### [Records supplied]
* * *
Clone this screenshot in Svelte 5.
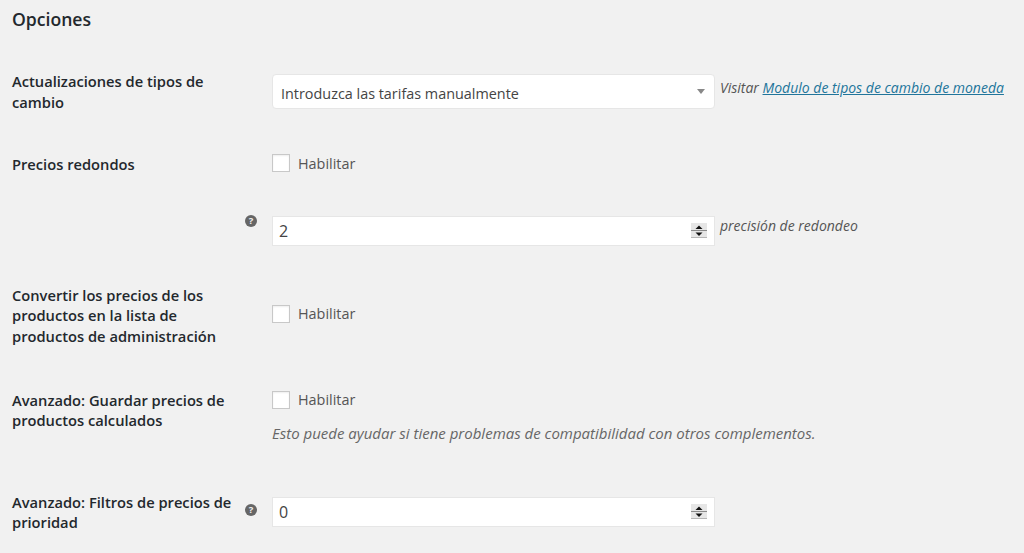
<!-- WooCommerce-style currency options form -->
<script>
  const enableLabel = "Habilitar";
</script>

{#snippet help()}
  <span class="help">?</span>
{/snippet}

{#snippet spinner()}
  <span class="spin">
    <svg width="16" height="15" viewBox="0 0 16 15">
      <rect x="0" y="0" width="16" height="15" fill="#e6e6e6" />
      <rect x="0" y="7" width="16" height="1" fill="#8a8a8a" />
      <rect x="0" y="14" width="16" height="1" fill="#b5b5b5" />
      <path d="M8 2.5 11.5 6h-7z" fill="#111" />
      <path d="M8 13 4.5 9.5h7z" fill="#111" />
    </svg>
  </span>
{/snippet}

{#snippet checkbox()}
  <label class="check">
    <span class="box"></span>
    <span>{enableLabel}</span>
  </label>
{/snippet}

<main class="page">
  <h2>Opciones</h2>

  <section class="row r1">
    <div class="label">Actualizaciones de tipos de cambio</div>
    <div class="tip"></div>
    <div class="field inline">
      <div class="select">
        <span class="value">Introduzca las tarifas manualmente</span>
        <span class="caret"></span>
      </div>
      <span class="note">Visitar <a href="#top">Modulo de tipos de cambio de moneda</a></span>
    </div>
  </section>

  <section class="row r2">
    <div class="label">Precios redondos</div>
    <div class="tip"></div>
    <div class="field">{@render checkbox()}</div>
  </section>

  <section class="row r3">
    <div class="label"></div>
    <div class="tip">{@render help()}</div>
    <div class="field inline">
      <div class="number"><span>2</span>{@render spinner()}</div>
      <span class="note">precisión de redondeo</span>
    </div>
  </section>

  <section class="row r4">
    <div class="label">Convertir los precios de los productos en la lista de productos de administración</div>
    <div class="tip"></div>
    <div class="field">{@render checkbox()}</div>
  </section>

  <section class="row r5">
    <div class="label">Avanzado: Guardar precios de productos calculados</div>
    <div class="tip"></div>
    <div class="field">
      {@render checkbox()}
      <p class="desc">Esto puede ayudar si tiene problemas de compatibilidad con otros complementos.</p>
    </div>
  </section>

  <section class="row r6">
    <div class="label">Avanzado: Filtros de precios de prioridad</div>
    <div class="tip">{@render help()}</div>
    <div class="field">
      <div class="number"><span>0</span>{@render spinner()}</div>
    </div>
  </section>
</main>

<style>
  :global(body) {
    margin: 0;
    background: #f1f1f1;
  }
  .page {
    height: 553px;
    overflow: hidden;
    padding: 9px 0 0 12px;
    box-sizing: border-box;
    font-family: "Open Sans", "Liberation Sans", sans-serif;
    font-size: 14.4px;
    color: #555;
  }
  h2 {
    margin: 0;
    font-size: 17.6px;
    line-height: 21px;
    font-weight: 600;
    color: #23282d;
  }
  .row {
    display: grid;
    grid-template-columns: 228px 32px 1fr;
    align-items: start;
  }
  .r1 {
    margin-top: 41px;
  }
  .r2 {
    margin-top: 42px;
  }
  .r3 {
    margin-top: 41px;
  }
  .r4 {
    margin-top: 39px;
  }
  .r5 {
    margin-top: 43px;
  }
  .r6 {
    margin-top: 49px;
  }
  .r3 .tip {
    margin-top: -1px;
  }
  .r4 .field {
    padding-top: 20px;
  }
  .r5 .field {
    padding-top: 1px;
  }
  .r6 .field {
    padding-top: 5px;
  }
  .r6 .tip {
    padding-top: 12px;
  }
  .label {
    font-size: 14.7px;
    font-weight: 600;
    line-height: 20.6px;
    color: #23282d;
  }
  .help {
    display: block;
    width: 12px;
    height: 12px;
    margin-left: 5px;
    border-radius: 50%;
    background: #666;
    color: #f1f1f1;
    font-size: 9.5px;
    line-height: 12px;
    font-weight: 700;
    text-align: center;
  }
  .field {
    min-width: 0;
  }
  .inline {
    display: flex;
    align-items: flex-start;
  }
  .select,
  .number {
    width: 443px;
    box-sizing: border-box;
    flex: none;
    display: flex;
    align-items: center;
    justify-content: space-between;
    background: #fff;
    border: 1px solid #e6e6e6;
    color: #444;
  }
  .select {
    height: 35px;
    padding: 0 9px 0 8px;
    border-radius: 4px;
    margin-top: 3px;
  }
  .value {
    padding-top: 3px;
  }
  .caret {
    width: 0;
    height: 0;
    border: 4.5px solid transparent;
    border-top: 5px solid #888;
    border-bottom: 0;
  }
  .number {
    height: 30px;
    padding: 0 7px 0 6px;
    font-size: 16px;
  }
  .spin {
    display: flex;
  }
  .note {
    margin-left: 5px;
    font-style: italic;
    font-size: 14px;
    line-height: 20px;
    color: #555;
    white-space: nowrap;
  }
  .r1 .note {
    padding-top: 7px;
  }
  .note a {
    color: #21759b;
  }
  .check {
    display: flex;
    align-items: center;
    gap: 8px;
    height: 18px;
  }
  .box {
    width: 16px;
    height: 16px;
    background: #fff;
    border: 1px solid #c8c8c8;
    box-shadow: inset 0 1px 2px rgba(0, 0, 0, 0.07);
  }
  .desc {
    margin: 14px 0 0;
    font-style: italic;
    font-size: 15px;
    line-height: 20px;
    color: #666;
  }
</style>
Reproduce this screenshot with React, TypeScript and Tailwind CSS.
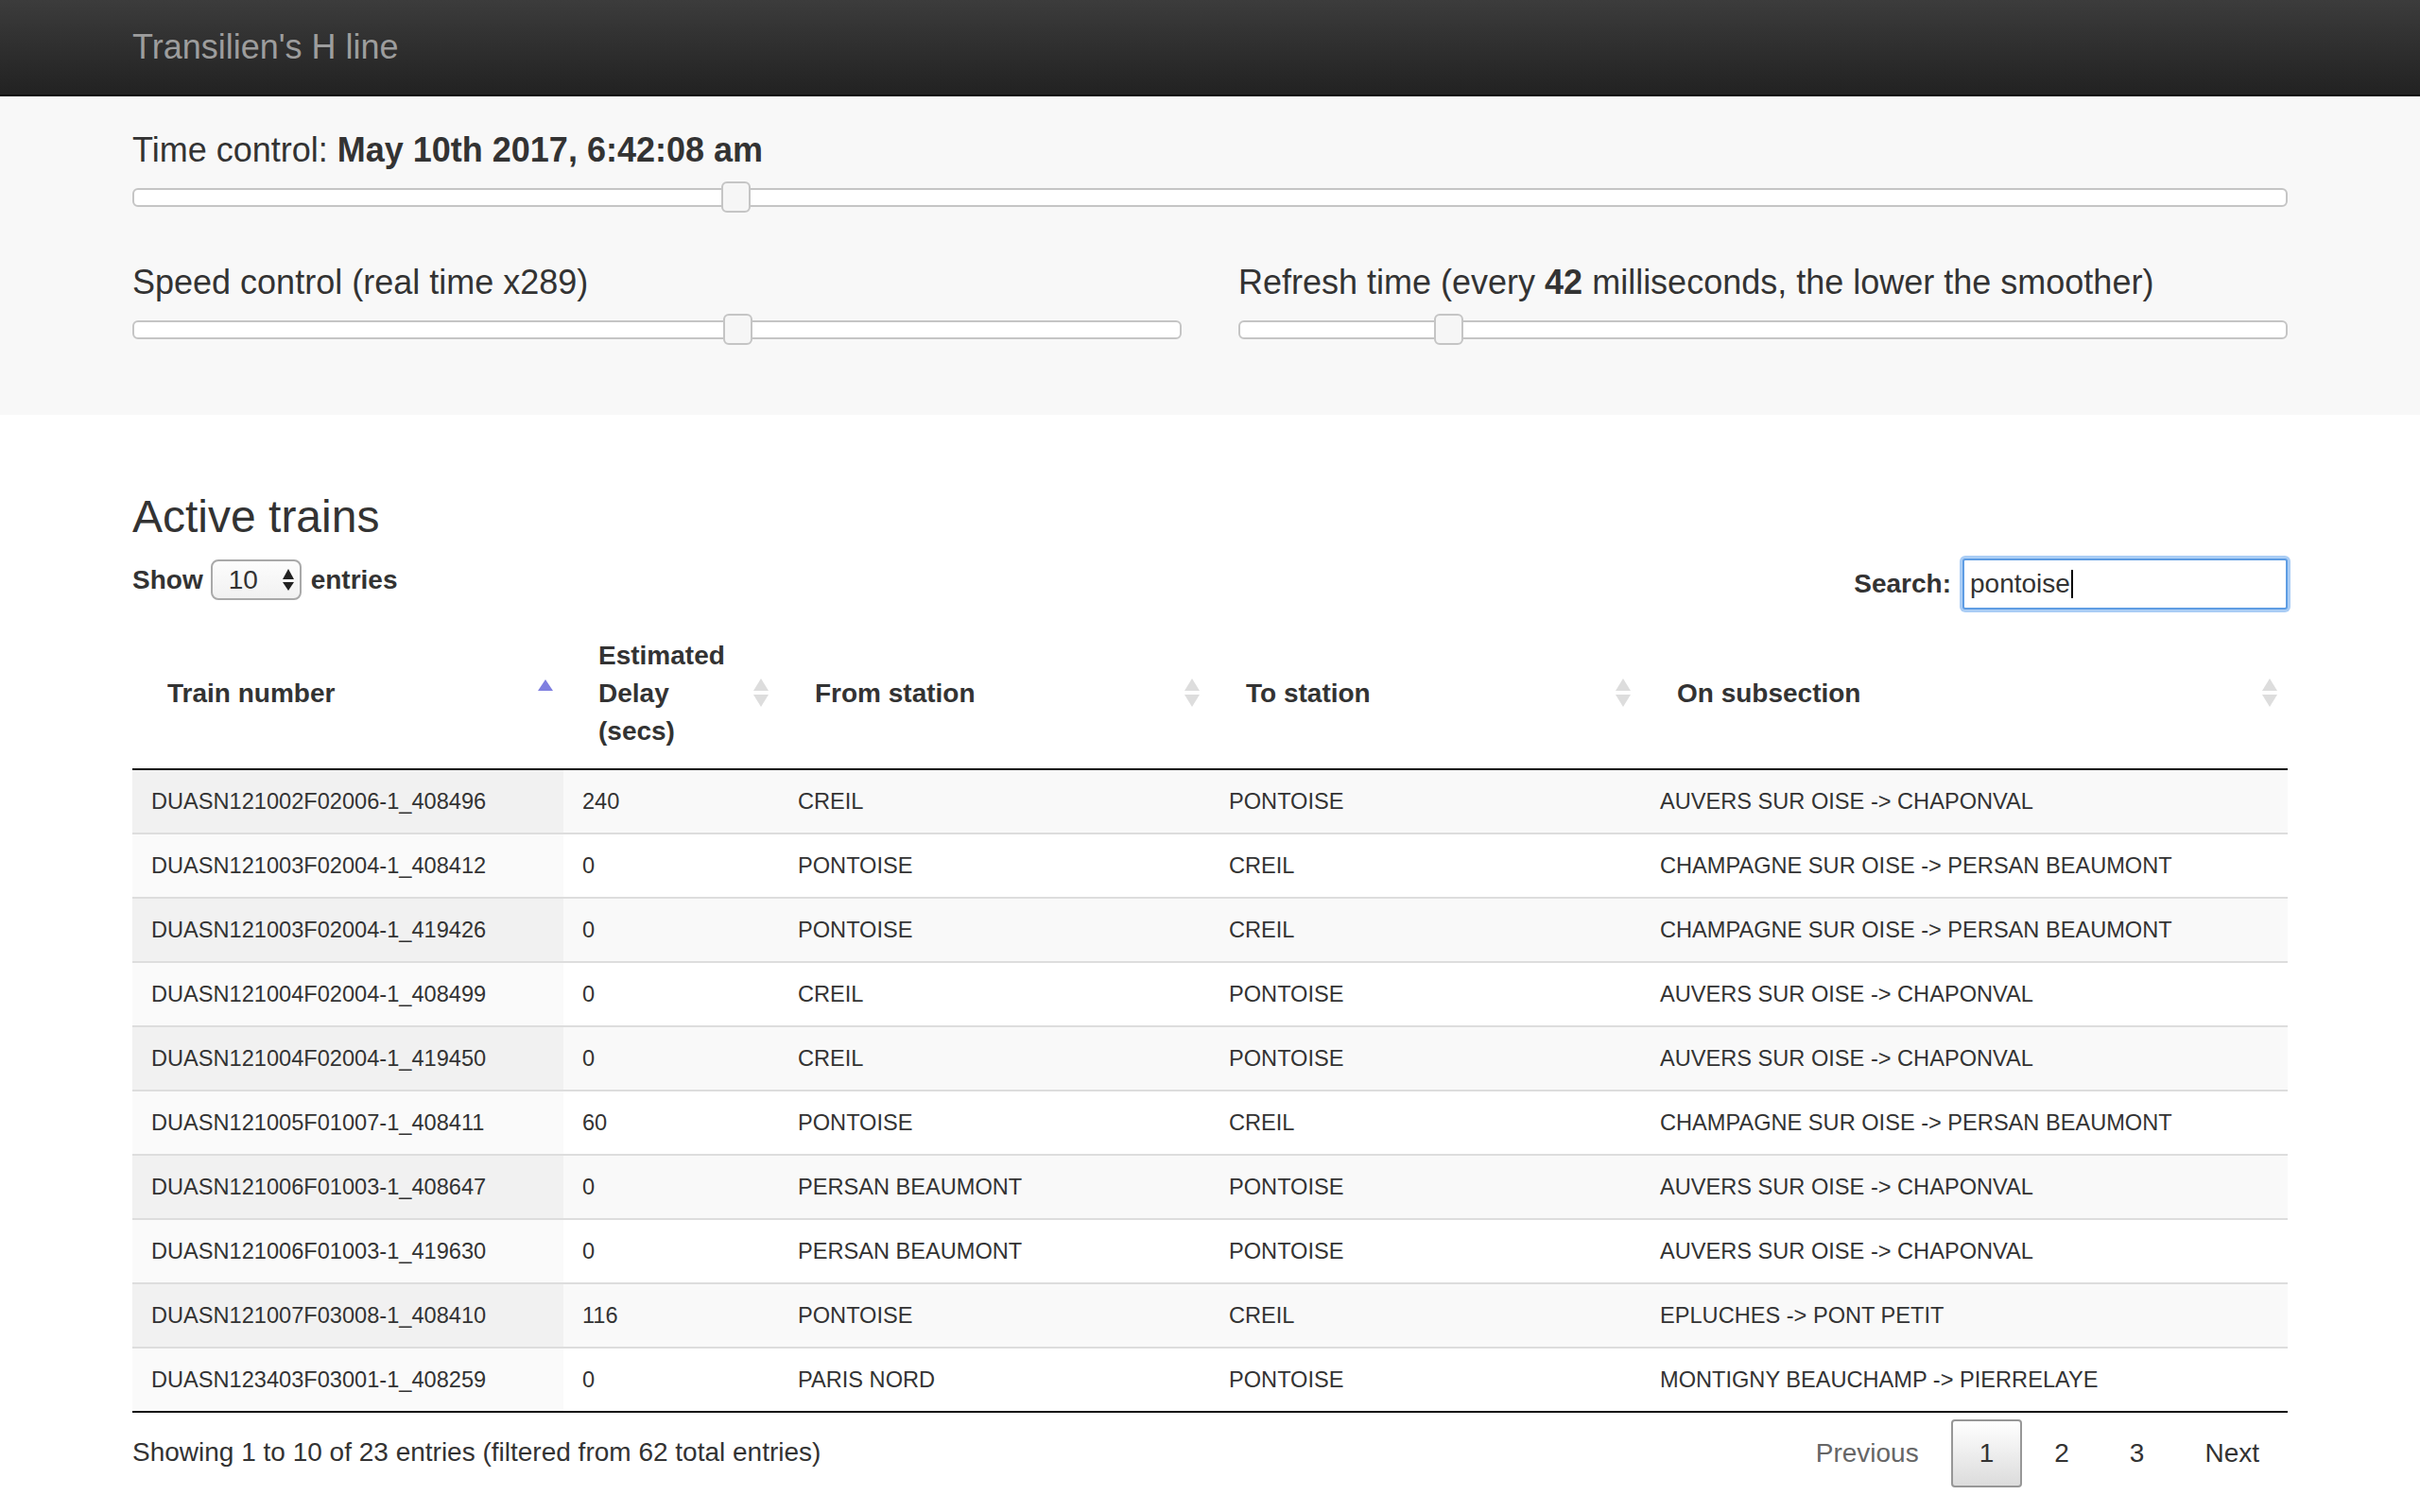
* * *
### [Task description]
In the copy, include no pictures; restate the listing above exactly.

### [Response below]
Clone this screenshot in Svelte 5.
<!-- WooCommerce-style currency options form -->
<script>
  const enableLabel = "Habilitar";
</script>

{#snippet help()}
  <span class="help">?</span>
{/snippet}

{#snippet spinner()}
  <span class="spin">
    <svg width="16" height="15" viewBox="0 0 16 15">
      <rect x="0" y="0" width="16" height="15" fill="#e6e6e6" />
      <rect x="0" y="7" width="16" height="1" fill="#8a8a8a" />
      <rect x="0" y="14" width="16" height="1" fill="#b5b5b5" />
      <path d="M8 2.5 11.5 6h-7z" fill="#111" />
      <path d="M8 13 4.5 9.5h7z" fill="#111" />
    </svg>
  </span>
{/snippet}

{#snippet checkbox()}
  <label class="check">
    <span class="box"></span>
    <span>{enableLabel}</span>
  </label>
{/snippet}

<main class="page">
  <h2>Opciones</h2>

  <section class="row r1">
    <div class="label">Actualizaciones de tipos de cambio</div>
    <div class="tip"></div>
    <div class="field inline">
      <div class="select">
        <span class="value">Introduzca las tarifas manualmente</span>
        <span class="caret"></span>
      </div>
      <span class="note">Visitar <a href="#top">Modulo de tipos de cambio de moneda</a></span>
    </div>
  </section>

  <section class="row r2">
    <div class="label">Precios redondos</div>
    <div class="tip"></div>
    <div class="field">{@render checkbox()}</div>
  </section>

  <section class="row r3">
    <div class="label"></div>
    <div class="tip">{@render help()}</div>
    <div class="field inline">
      <div class="number"><span>2</span>{@render spinner()}</div>
      <span class="note">precisión de redondeo</span>
    </div>
  </section>

  <section class="row r4">
    <div class="label">Convertir los precios de los productos en la lista de productos de administración</div>
    <div class="tip"></div>
    <div class="field">{@render checkbox()}</div>
  </section>

  <section class="row r5">
    <div class="label">Avanzado: Guardar precios de productos calculados</div>
    <div class="tip"></div>
    <div class="field">
      {@render checkbox()}
      <p class="desc">Esto puede ayudar si tiene problemas de compatibilidad con otros complementos.</p>
    </div>
  </section>

  <section class="row r6">
    <div class="label">Avanzado: Filtros de precios de prioridad</div>
    <div class="tip">{@render help()}</div>
    <div class="field">
      <div class="number"><span>0</span>{@render spinner()}</div>
    </div>
  </section>
</main>

<style>
  :global(body) {
    margin: 0;
    background: #f1f1f1;
  }
  .page {
    height: 553px;
    overflow: hidden;
    padding: 9px 0 0 12px;
    box-sizing: border-box;
    font-family: "Open Sans", "Liberation Sans", sans-serif;
    font-size: 14.4px;
    color: #555;
  }
  h2 {
    margin: 0;
    font-size: 17.6px;
    line-height: 21px;
    font-weight: 600;
    color: #23282d;
  }
  .row {
    display: grid;
    grid-template-columns: 228px 32px 1fr;
    align-items: start;
  }
  .r1 {
    margin-top: 41px;
  }
  .r2 {
    margin-top: 42px;
  }
  .r3 {
    margin-top: 41px;
  }
  .r4 {
    margin-top: 39px;
  }
  .r5 {
    margin-top: 43px;
  }
  .r6 {
    margin-top: 49px;
  }
  .r3 .tip {
    margin-top: -1px;
  }
  .r4 .field {
    padding-top: 20px;
  }
  .r5 .field {
    padding-top: 1px;
  }
  .r6 .field {
    padding-top: 5px;
  }
  .r6 .tip {
    padding-top: 12px;
  }
  .label {
    font-size: 14.7px;
    font-weight: 600;
    line-height: 20.6px;
    color: #23282d;
  }
  .help {
    display: block;
    width: 12px;
    height: 12px;
    margin-left: 5px;
    border-radius: 50%;
    background: #666;
    color: #f1f1f1;
    font-size: 9.5px;
    line-height: 12px;
    font-weight: 700;
    text-align: center;
  }
  .field {
    min-width: 0;
  }
  .inline {
    display: flex;
    align-items: flex-start;
  }
  .select,
  .number {
    width: 443px;
    box-sizing: border-box;
    flex: none;
    display: flex;
    align-items: center;
    justify-content: space-between;
    background: #fff;
    border: 1px solid #e6e6e6;
    color: #444;
  }
  .select {
    height: 35px;
    padding: 0 9px 0 8px;
    border-radius: 4px;
    margin-top: 3px;
  }
  .value {
    padding-top: 3px;
  }
  .caret {
    width: 0;
    height: 0;
    border: 4.5px solid transparent;
    border-top: 5px solid #888;
    border-bottom: 0;
  }
  .number {
    height: 30px;
    padding: 0 7px 0 6px;
    font-size: 16px;
  }
  .spin {
    display: flex;
  }
  .note {
    margin-left: 5px;
    font-style: italic;
    font-size: 14px;
    line-height: 20px;
    color: #555;
    white-space: nowrap;
  }
  .r1 .note {
    padding-top: 7px;
  }
  .note a {
    color: #21759b;
  }
  .check {
    display: flex;
    align-items: center;
    gap: 8px;
    height: 18px;
  }
  .box {
    width: 16px;
    height: 16px;
    background: #fff;
    border: 1px solid #c8c8c8;
    box-shadow: inset 0 1px 2px rgba(0, 0, 0, 0.07);
  }
  .desc {
    margin: 14px 0 0;
    font-style: italic;
    font-size: 15px;
    line-height: 20px;
    color: #666;
  }
</style>
Reproduce this screenshot with React, TypeScript and Tailwind CSS.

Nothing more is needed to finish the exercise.